Monday, October 20, 2008

Uncle Rayme


click image to enlarge (and don't forget to "just look for the Three-Ring sign.")

Photo: Ray Scanlan, mid 1950's


"That man is a great lawyer. He’s an appeals man for the Brooklyn D.A."
"What's an appeals man?" I asked my father the lawyer.

"The appeals people handle all the cases after the convictions. After a man is found guilty, he has a right to an appeal his trial and sentence. The appeals people in the DA's office argue to uphold the conviction."


It was sometime in the late 1950's. I was about ten years old, walking down the boardwalk with my father after we had just stopped to talk briefly with the "appeals man." What I had noticed was that he had glasses about as thick as coke bottle bottoms, and he still didn't seem to see much. I would always see him walking carefully on the boardwalk, usually near an edge, but I never saw him fall off.

"So all he does is argue?"
"Not at all," my father, said. "Most appeals work is done in the library doing research and writing. Appeals people are the scholars of the legal profession. Reading, reading, reading, and more reading. Then writing and more writing. Then the arguments, but the research and the writing is the bulk of the work."

"But how can he do all that reading if he is blind?"

"He's a smart man. Real smart. And he works very hard."

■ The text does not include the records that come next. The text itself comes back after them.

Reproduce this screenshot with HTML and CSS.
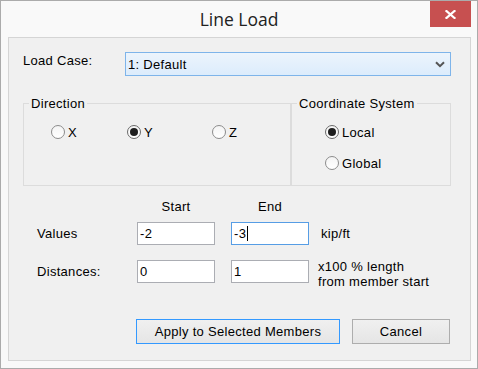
FILE: index.html
```html
<!DOCTYPE html>
<html>
<head>
<meta charset="utf-8">
<link rel="stylesheet" href="styles.css">
</head>
<body>
<div class="window">
  <div class="titlebar">
    <span></span>
    <div class="title">Line Load</div>
    <div class="close"><svg width="11" height="9" viewBox="0 0 11 9"><path d="M1.5 1 L9.5 8 M9.5 1 L1.5 8" stroke="#fff" stroke-width="2.2" stroke-linecap="square" fill="none"/></svg></div>
  </div>
  <div class="panel">
    <div class="row-loadcase">
      <div class="lbl-load">Load Case:</div>
      <div class="select"><span>1: Default</span><svg width="10" height="7" viewBox="0 0 10 7"><path d="M1 1.2 L5 5.2 L9 1.2" stroke="#555" stroke-width="2" fill="none"/></svg></div>
    </div>
    <div class="groups">
      <fieldset class="group dir">
        <legend>Direction</legend>
        <div class="dir-radios">
          <div class="radio-item slot-x"><span class="radio"></span><span>X</span></div>
          <div class="radio-item slot-y"><span class="radio on"></span><span>Y</span></div>
          <div class="radio-item"><span class="radio"></span><span>Z</span></div>
        </div>
      </fieldset>
      <fieldset class="group coord">
        <legend>Coordinate System</legend>
        <div class="coord-radios">
          <div class="radio-item"><span class="radio on"></span><span>Local</span></div>
          <div class="radio-item"><span class="radio"></span><span>Global</span></div>
        </div>
      </fieldset>
    </div>
    <div class="hdr-row"><div class="hdr">Start</div><div class="hdr">End</div></div>
    <div class="row values">
      <div class="row-lbl">Values</div>
      <div class="field">-2</div>
      <div class="field focus">-3<span class="caret"></span></div>
      <div class="unit">kip/ft</div>
    </div>
    <div class="row distances">
      <div class="row-lbl">Distances:</div>
      <div class="field">0</div>
      <div class="field">1</div>
      <div class="unit2">x100 % length<br>from member start</div>
    </div>
    <div class="buttons">
      <div class="btn apply">Apply to Selected Members</div>
      <div class="btn cancel">Cancel</div>
    </div>
  </div>
</div>
</body>
</html>
```
FILE: styles.css
```css
* { box-sizing: border-box; }
body {
  margin: 0;
  font-family: "Liberation Sans", Arial, sans-serif;
  font-size: 13px;
  letter-spacing: 0.3px;
  color: #000;
}
.window {
  width: 478px;
  height: 369px;
  border: 1px solid #ababab;
  background: #f9f9f9;
  display: flex;
  flex-direction: column;
}
.titlebar {
  height: 36px;
  flex: none;
  display: grid;
  grid-template-columns: 1fr auto 1fr;
}
.title {
  font-family: "Open Sans", sans-serif;
  font-size: 17.5px;
  line-height: 36px;
  letter-spacing: 0;
  color: #222;
}
.close {
  justify-self: end;
  align-self: start;
  width: 41px;
  height: 26px;
  margin-right: 6px;
  background: #c75050;
  display: flex;
  align-items: center;
  justify-content: center;
}
.close svg { display: block; }
.panel {
  margin: 0 6px 7px 7px;
  height: 324px;
  flex: none;
  border: 1px solid #d5d5d5;
  background: #f0f0f0;
  padding: 14px 0 0 14px;
}
.row-loadcase {
  display: flex;
  height: 24px;
}
.lbl-load {
  width: 102px;
  line-height: 15px;
  padding-top: 1px;
}
.select {
  width: 326px;
  height: 24px;
  border: 1px solid #7eb4ea;
  background: linear-gradient(#ecf4fc, #dcecfc);
  display: flex;
  align-items: center;
  justify-content: space-between;
  padding: 0 5px 0 2px;
  line-height: 15px;
}
.select svg { display: block; }
.groups {
  display: flex;
  margin-top: 20px;
}
.group {
  margin: 0;
  height: 90px;
  min-width: 0;
  border: 1px solid #dcdcdc;
  padding: 0 0 0 5px;
}
.group legend {
  padding: 0 2px;
  line-height: 15px;
}
.dir { width: 268px; }
.coord { width: 160px; }
.dir-radios {
  display: flex;
  margin-top: 14px;
  padding-left: 22px;
}
.slot-x { width: 76px; }
.slot-y { width: 85px; }
.coord-radios {
  display: flex;
  flex-direction: column;
  gap: 17px;
  margin-top: 14px;
  padding-left: 28px;
}
.radio-item {
  display: flex;
  align-items: center;
  gap: 3px;
  height: 14px;
  line-height: 15px;
}
.radio {
  width: 14px;
  height: 14px;
  border: 1px solid #8c8c8c;
  border-radius: 50%;
  background: linear-gradient(#f4f4f4, #ffffff);
  display: flex;
  align-items: center;
  justify-content: center;
  flex: none;
}
.radio.on { border-color: #6a6a6a; }
.radio.on::after {
  content: "";
  width: 8px;
  height: 8px;
  border-radius: 50%;
  background: #1e1e1e;
}
.hdr-row {
  display: flex;
  gap: 16px;
  margin-top: 13px;
  padding-left: 114px;
}
.hdr {
  width: 78px;
  text-align: center;
  line-height: 15px;
}
.row {
  display: flex;
  align-items: center;
  height: 23px;
  padding-left: 14px;
}
.values { margin-top: 8px; }
.distances { margin-top: 15px; }
.row-lbl {
  width: 100px;
  line-height: 15px;
}
.field {
  width: 78px;
  height: 23px;
  border: 1px solid #abadb3;
  background: #fff;
  padding-left: 2px;
  display: flex;
  align-items: center;
  line-height: 15px;
}
.field + .field { margin-left: 16px; }
.field.focus { border-color: #569de5; }
.caret {
  display: inline-block;
  width: 1px;
  height: 15px;
  background: #000;
  margin-left: 1px;
}
.unit {
  margin-left: 12px;
  line-height: 15px;
}
.unit2 {
  margin-left: 9px;
  line-height: 15px;
  align-self: flex-start;
  margin-top: -1px;
  white-space: nowrap;
}
.buttons {
  display: flex;
  gap: 12px;
  margin-top: 36px;
  padding-left: 113px;
}
.btn {
  height: 25px;
  background: linear-gradient(#f0f0f0, #e5e5e5);
  display: flex;
  align-items: center;
  justify-content: center;
  line-height: 15px;
}
.apply { width: 204px; border: 1px solid #3399ff; }
.cancel { width: 98px; border: 1px solid #adadad; }
```
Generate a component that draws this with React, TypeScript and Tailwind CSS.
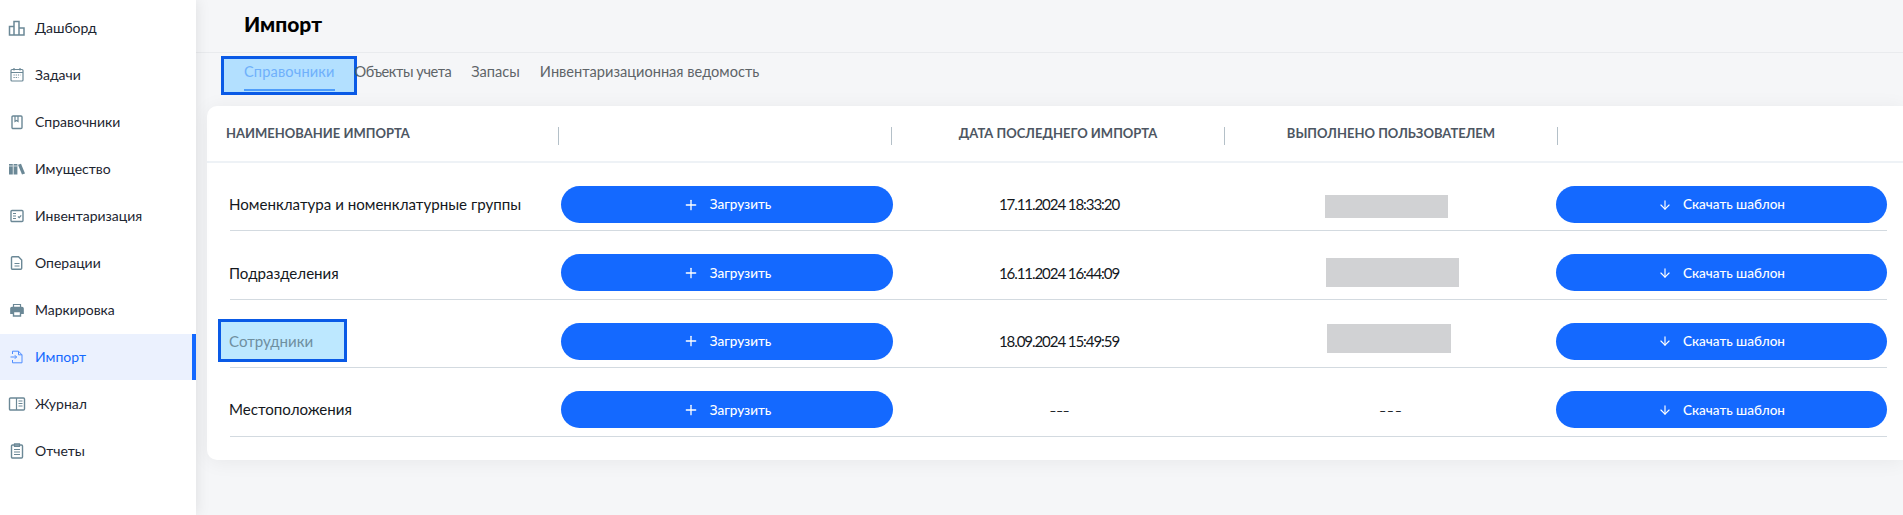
import type { ReactNode } from 'react'
import { Plus, ArrowDown } from 'lucide-react'

const FONT = "font-['Lato','Noto_Sans',sans-serif]"
const GREY = '#6b8896'

function Icon({ children, color = GREY }: { children: ReactNode; color?: string }) {
  return (
    <svg width="18" height="18" viewBox="0 0 18 18" fill="none" stroke={color} strokeWidth="1.2" className="shrink-0">
      {children}
    </svg>
  )
}

const NAV: { label: string; icon: ReactNode }[] = [
  { label: 'Дашборд', icon: <Icon><path d="M1.5 7.5h4.5V16H1.5zM6 2.5h5V16H6zM11 9h5v7h-5z" strokeWidth="1.5" /></Icon> },
  { label: 'Задачи', icon: <Icon><rect x="3" y="3.5" width="12" height="11.5" rx="1" /><path d="M3 6.5h12M6 2v2.5M12 2v2.5" /><path d="M5.5 9h7M5.5 11.5h5" strokeDasharray="1.2 1" /></Icon> },
  { label: 'Справочники', icon: <Icon><rect x="4" y="3" width="10" height="12.5" rx="1" strokeWidth="1.4" /><path d="M7 3v5.5l1.5-1 1.5 1V3" /></Icon> },
  { label: 'Имущество', icon: <Icon><path d="M1 4h3.8v10.5H1zM5.6 4h3.8v10.5H5.6z" fill={GREY} stroke="none" /><path d="M1 6h3.8M5.6 6h3.8" stroke="#fff" strokeWidth="0.7" /><path d="M10 4.8l3-1.1 4 9.8-3 1.1z" fill={GREY} stroke="none" /></Icon> },
  { label: 'Инвентаризация', icon: <Icon><rect x="3" y="3.5" width="12" height="11" rx="1" strokeWidth="1.4" /><path d="M5 6.5h3M5 9h3M5 11.5h3M10 9.5l1.2 1.2 2-2.4" /></Icon> },
  { label: 'Операции', icon: <Icon><path d="M4.5 2.8h6l3.2 3.2v8.2a1 1 0 0 1-1 1h-8.2a1 1 0 0 1-1-1v-10.4a1 1 0 0 1 1-1z" strokeWidth="1.4" /><path d="M6.5 9.5h5M6.5 12h5" /></Icon> },
  { label: 'Маркировка', icon: <Icon><path d="M5.5 6V3.5h7V6" /><path d="M5 12.5H2.8V7.5a1.2 1.2 0 0 1 1.2-1.2h10a1.2 1.2 0 0 1 1.2 1.2v5H13" fill={GREY} /><path d="M5.5 10.5h7v4.5h-7z" fill="#fff" strokeWidth="1.4" /></Icon> },
  { label: 'Импорт', icon: <Icon color="#4f8dff"><path d="M4.5 6V3.2h6L14 6.8v8H4.5V12" strokeWidth="1" /><path d="M10.5 3.2v3.6H14M2.5 9h6M6.8 7.2 8.6 9l-1.8 1.8" strokeWidth="1" /></Icon> },
  { label: 'Журнал', icon: <Icon><rect x="1.5" y="3" width="15" height="12" rx="1" strokeWidth="1.4" /><path d="M8.5 3v12M10.5 6h4M10.5 8.5h4M10.5 11h4" /></Icon> },
  { label: 'Отчеты', icon: <Icon><rect x="3.5" y="3" width="11" height="13" rx="1" strokeWidth="1.4" /><path d="M6.5 1.8h5v2.6h-5zM6 7.5h6M6 10h6M6 12.5h6" /></Icon> },
]

const TABS = [
  { label: 'Справочники', cls: 'tracking-[0.01em] text-[#6fb0fb]' },
  { label: 'Объекты учета', cls: 'tracking-[-0.03em]' },
  { label: 'Запасы', cls: '' },
  { label: 'Инвентаризационная ведомость', cls: '' },
]

const ROWS: { name: string; date?: string; user?: string; marked?: boolean }[] = [
  { name: 'Номенклатура и номенклатурные группы', date: '17.11.2024 18:33:20', user: 'w-[123px] h-[23px] mt-[4px] mr-[8px]' },
  { name: 'Подразделения', date: '16.11.2024 16:44:09', user: 'w-[133px] h-[29px] mt-[-1px] ml-[3px]' },
  { name: 'Сотрудники', date: '18.09.2024 15:49:59', user: 'w-[124px] h-[29px] mt-[-6px] mr-[4px]', marked: true },
  { name: 'Местоположения' },
]

function Dashes() {
  return <span className="text-[21px] font-light">---</span>
}

function BlueButton({ icon, label }: { icon: ReactNode; label: string }) {
  return (
    <button className="flex h-[37px] w-full items-center justify-center gap-[11px] rounded-full bg-[#1469ff] text-[13.5px] font-medium text-white">
      {icon}
      {label}
    </button>
  )
}

function HeadCell({ label, width }: { label?: string; width: string }) {
  return (
    <div className={`flex h-full items-center ${width}`}>
      <span className="flex-1 text-center text-[13px] font-bold text-[#4d5662] uppercase">{label}</span>
      <span className="mt-[5px] h-[18px] w-px bg-[#b4c0c8]" />
    </div>
  )
}

export default function App() {
  return (
    <div className={`flex h-[515px] overflow-hidden bg-[#f5f6f8] ${FONT}`}>
      <aside className="z-10 flex w-[196px] shrink-0 flex-col gap-px bg-white pt-[5px] shadow-[0_0_14px_rgba(0,0,0,0.1)]">
        {NAV.map((item) => {
          const active = item.label === 'Импорт'
          return (
            <div
              key={item.label}
              className={`flex h-[46px] items-center gap-[9px] pb-[1px] pl-[8px] text-[14px] ${active ? 'border-r-4 border-[#1469ff] bg-[#ebf1fe] text-[#1469ff]' : 'text-[#1c2530]'}`}
            >
              {item.icon}
              {item.label}
            </div>
          )
        })}
      </aside>

      <main className="flex min-w-0 flex-1 flex-col">
        <header className="flex h-[53px] shrink-0 items-center border-b border-[#e9ebee] pb-[4px] pl-[48px]">
          <h1 className="text-[21px] font-black text-black">Импорт</h1>
        </header>

        <nav className="flex h-[38px] shrink-0 gap-[20px] pl-[48px] text-[14.6px] text-[#5e6468]">
          {TABS.map((tab, i) => (
            <div key={tab.label} className="relative flex h-full items-center">
              {i === 0 && (
                <span className="absolute top-[3px] right-[-22px] bottom-[-4px] left-[-23px] border-[3px] border-[#0a5ae6] bg-[#b3e0ff]" />
              )}
              <span className={`relative ${tab.cls}`}>{tab.label}</span>
              {i === 0 && <span className="absolute right-0 bottom-0 left-0 h-[2px] bg-[#4f9dfb]" />}
            </div>
          ))}
        </nav>

        <section className="mt-[15px] ml-[11px] h-[354px] rounded-l-[10px] bg-white shadow-[0_2px_20px_rgba(0,0,0,0.06)]">
          <div className="flex h-[57px] border-b-2 border-[#eef2f6]">
            <div className="flex h-full w-[352px] items-center">
              <span className="flex-1 pl-[19px] text-[13px] font-bold text-[#4d5662] uppercase">Наименование импорта</span>
              <span className="mt-[5px] h-[18px] w-px bg-[#b4c0c8]" />
            </div>
            <HeadCell width="w-[333px]" />
            <HeadCell label="Дата последнего импорта" width="w-[333px]" />
            <HeadCell label="Выполнено пользователем" width="w-[333px]" />
          </div>

          <div className="pl-[23px]">
            {ROWS.map((row) => (
              <div
                key={row.name}
                className="grid h-[68.4px] w-[1657px] grid-cols-[331px_332px_332px_331px_331px] items-start border-b border-[#d3dae0] pt-[23px] text-[15.1px] text-[#14181d]"
              >
                <div className="relative flex h-[37px] items-center">
                  {row.marked && (
                    <span className="absolute top-[-4px] right-[214px] bottom-[-2px] left-[-12px] border-[3px] border-[#0a5ae6] bg-[#bde8ff]" />
                  )}
                  <span className={`relative -ml-px ${row.marked ? 'text-[#6f8f9f]' : ''}`}>{row.name}</span>
                </div>
                <BlueButton icon={<Plus size={16} />} label="Загрузить" />
                <div className="flex h-[37px] items-center justify-center tracking-[-1.1px]">
                  {row.date ?? <Dashes />}
                </div>
                <div className="flex h-[37px] items-center justify-center">
                  {row.user ? <span className={`bg-[#d1d2d4] ${row.user}`} /> : <Dashes />}
                </div>
                <BlueButton icon={<ArrowDown size={14} />} label="Скачать шаблон" />
              </div>
            ))}
          </div>
        </section>
      </main>
    </div>
  )
}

I am ten years old in the 1950's, and amazed to hear this story. In Saltaire kids had everything, and they were rarely told that life might be difficult for people. Yet I see this man, practically totally blind, walking around, never complaining. He seems to know everybody by their voice since he can't really see them, but he calls out their names, and now I am told that he spends all his time doing reading in a library? It just seemed unfathomable to my ten year old mind that someone could overcome such obstacles.

But that was fifty years ago. So I guess we can call Ray Scanlan a pioneer who helped show us obstacles can be overcome—with the aid of fierce determination.

-JOH



Raymond Scanlan passed away on September 17, 2008 after a long decline. He was eighty-eight and he left his brothers Harry Scanlan, Sr., and Richard, and scads of Scanlan nieces and nephews, most of whom we have known all our lives. He retired at age 65 from a lifetime stint as an Assistant District Attorney in Kings County. He became a full time Saltaire resident in retirement until early 2003 when he moved to assisted living facilities. Eventually he was transferred to a nursing home in Woodstock VA, to be close to his beloved brother Harry Sr. Harry Sr. and his wife Beverly toiled ceaselessly to be with Ray and provide comfort in the last years and months and days.


Harry Scanlan Jr. elaborates:

Hey Jim -

Patsy told me you were looking for info on my Uncle Rayme, as we called him. .. Uncle Rayme lost his sight at age 6 due to complications from medications he was given to treat spinal meningitis. Despite that he graduated from Manhattan College and Brooklyn Law School having memorized from textbooks read to him by his mother Louise Dixon. His entire career was at the DA's Office as an ADA and argued cases as high as the NYS Court of Appeals. He read with the aid of "coke bottle" glasses holding the materiel right against the glasses. He had slight eyesight, enough to see shadows which allowed him to read, ride a bike, travel without assistance plus more. His family began residing in Ocean Beach in the 20's and moved to Saltaire in 1947. He taught himself to play piano by ear, and regaled many a crowd in Brooklyn's Irish taverns, Goldies in Ocean Beach, and the Saltaire Yacht Club. He lived in Brooklyn his whole life until his retirement to Saltaire in 1984. This is probably more than enough, but I could go on.


Thanks, Harry.


Ed. note: These are people we remember. All our lives.